**YOUR OBJECTIVE:** Find the lines holding the string "styles" in the data, then copy all of them.
____ MATERIAL TO PROCESS
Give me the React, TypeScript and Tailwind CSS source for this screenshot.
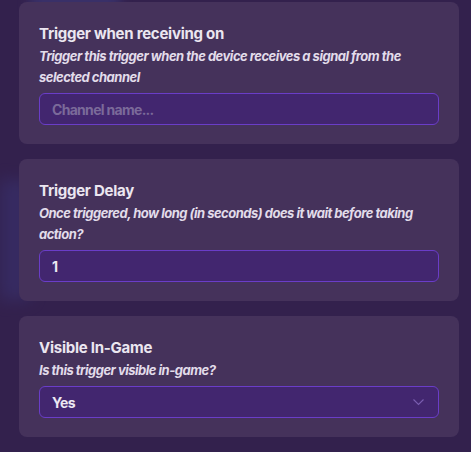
import React from "react";

function Card({ title, desc, children }: { title: string; desc: React.ReactNode; children: React.ReactNode }) {
  return (
    <div className="w-[440px] rounded-[8px] bg-[#45325b] px-[20px] pt-[20px] pb-[19px]">
      <div className="text-[15px] leading-[24px] font-bold tracking-[-0.25px] text-[#ebe6f0]">{title}</div>
      <div className="text-[13px] leading-[21px] italic font-bold tracking-[-0.5px] text-[#e2dcea] whitespace-nowrap">{desc}</div>
      <div className="mt-[5px]">{children}</div>
    </div>
  );
}

export default function App() {
  return (
    <div
      className="w-[471px] h-[452px] overflow-hidden bg-[#33214d] relative"
      style={{ fontFamily: "Inter, 'Noto Sans', sans-serif" }}
    >
      <div className="absolute left-[30px] top-[-20px] w-[90px] h-[40px] rounded-[8px] bg-[#3d3a7a] opacity-60 blur-[6px]" />
      <div className="absolute left-[0px] top-[180px] w-[30px] h-[120px] bg-[#3a3577] opacity-50 blur-[8px]" />
      <div className="relative flex flex-col gap-[15px] pt-[2px] pl-[19px]">
        <Card
          title="Trigger when receiving on"
          desc={<>Trigger this trigger when the device receives a signal from the<br />selected channel</>}
        >
          <div className="h-[32px] rounded-[6px] border border-[#6a3dc8] bg-[#42266f] px-[12px] flex items-center text-[14px] tracking-[-0.7px] font-bold text-[#7b6a9a]">
            Channel name...
          </div>
        </Card>
        <Card
          title="Trigger Delay"
          desc={<>Once triggered, how long (in seconds) does it wait before taking<br />action?</>}
        >
          <div className="h-[32px] rounded-[6px] border border-[#6a3dc8] bg-[#42266f] px-[12px] flex items-center text-[14px] tracking-[-0.6px] font-bold text-[#ece8f2]">
            1
          </div>
        </Card>
        <Card title="Visible In-Game" desc="Is this trigger visible in-game?">
          <div className="h-[32px] rounded-[6px] border border-[#6a3dc8] bg-[#42266f] pl-[12px] pr-[14px] flex items-center justify-between text-[14px] tracking-[-0.6px] font-bold text-[#ece8f2]">
            <span>Yes</span>
            <svg width="11" height="7" viewBox="0 0 11 7" fill="none">
              <path d="M0.5 0.5 L5.5 5.5 L10.5 0.5" stroke="#7a5eb0" strokeWidth="1.1" />
            </svg>
          </div>
        </Card>
      </div>
    </div>
  );
}
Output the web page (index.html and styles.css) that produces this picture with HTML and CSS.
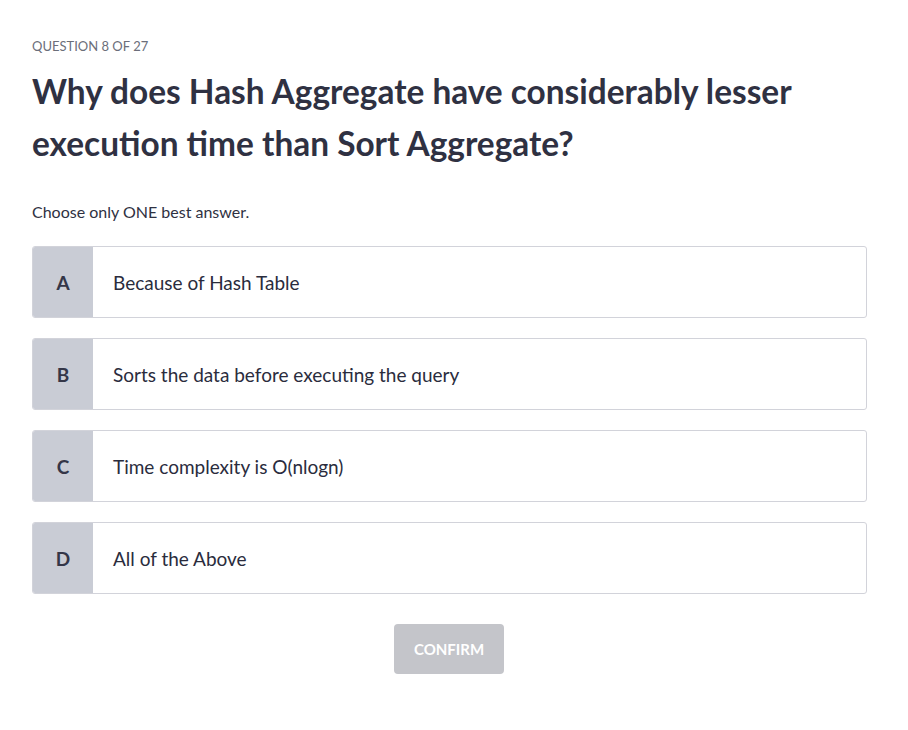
FILE: index.html
```html
<!DOCTYPE html>
<html>
<head>
<meta charset="utf-8">
<link rel="stylesheet" href="styles.css">
</head>
<body>
<main class="quiz">
  <div class="counter">QUESTION 8 OF 27</div>
  <h1 class="question">Why does Hash Aggregate have considerably lesser execution time than Sort Aggregate?</h1>
  <p class="hint">Choose only ONE best answer.</p>
  <div class="options">
    <div class="option"><div class="letter">A</div><div class="text">Because of Hash Table</div></div>
    <div class="option"><div class="letter">B</div><div class="text">Sorts the data before executing the query</div></div>
    <div class="option"><div class="letter">C</div><div class="text">Time complexity is O(nlogn)</div></div>
    <div class="option"><div class="letter">D</div><div class="text">All of the Above</div></div>
  </div>
  <div class="actions"><button class="confirm">CONFIRM</button></div>
</main>
</body>
</html>
```
FILE: styles.css
```css
html, body { margin: 0; padding: 0; background: #fff; }
body { font-family: Lato, "Noto Sans", sans-serif; color: #2f3142; }
.quiz { width: 835px; padding: 38px 0 0 32px; }
.counter { font-size: 13px; color: #6b6e7a; line-height: 16px; letter-spacing: 0px; }
.question { font-size: 33.4px; font-weight: 700; line-height: 52px; margin: 11px 0 0; color: #2f3142; }
.hint { font-size: 16px; margin: 33px 0 0; line-height: 20px; color: #2f3142; }
.options { display: flex; flex-direction: column; gap: 20px; margin-top: 24px; }
.option { display: flex; height: 70px; border: 1px solid #d2d3da; border-radius: 3px; overflow: hidden; align-items: stretch; }
.letter { width: 60px; background: #c9ccd5; display: flex; align-items: center; justify-content: center; font-weight: 700; font-size: 19px; color: #343648; }
.text { display: flex; align-items: center; padding-left: 20px; font-size: 19px; color: #2a2c3d; }
.actions { display: flex; justify-content: center; margin-top: 30px; padding-right: 1px; }
.confirm { width: 110px; height: 50px; border: none; border-radius: 4px; background: #c4c5ca; color: #fff; font-family: Lato, sans-serif; font-weight: 700; font-size: 15px; }
```
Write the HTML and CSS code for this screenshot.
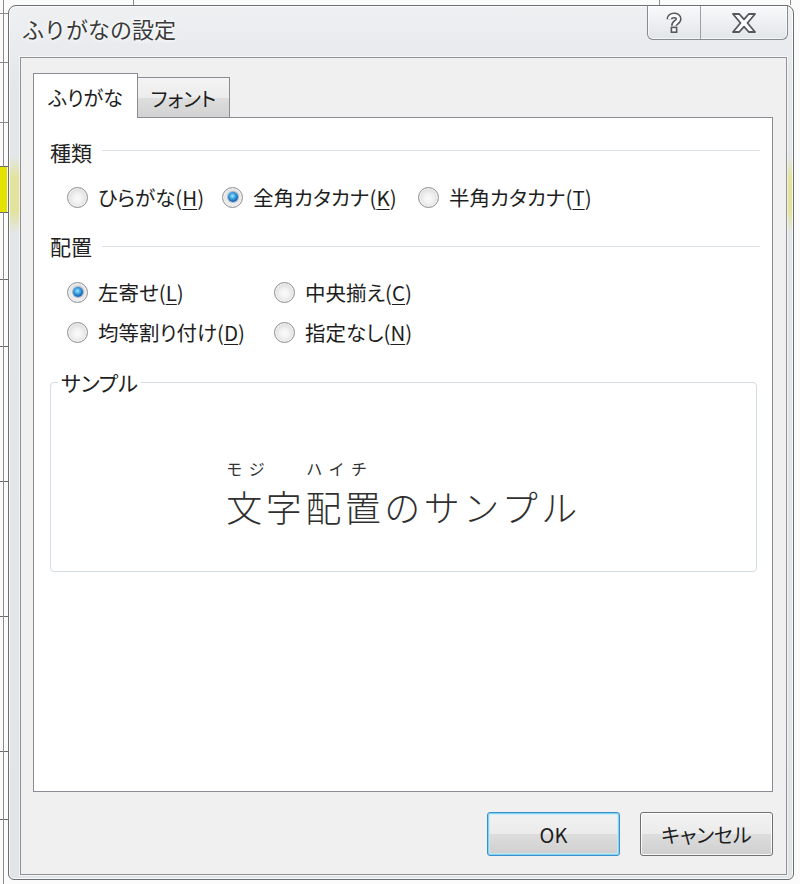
________
**THE REPLY:**
Output the web page (index.html and styles.css) that produces this picture with HTML and CSS.
<link rel="stylesheet" href="styles.css">
FILE: styles.css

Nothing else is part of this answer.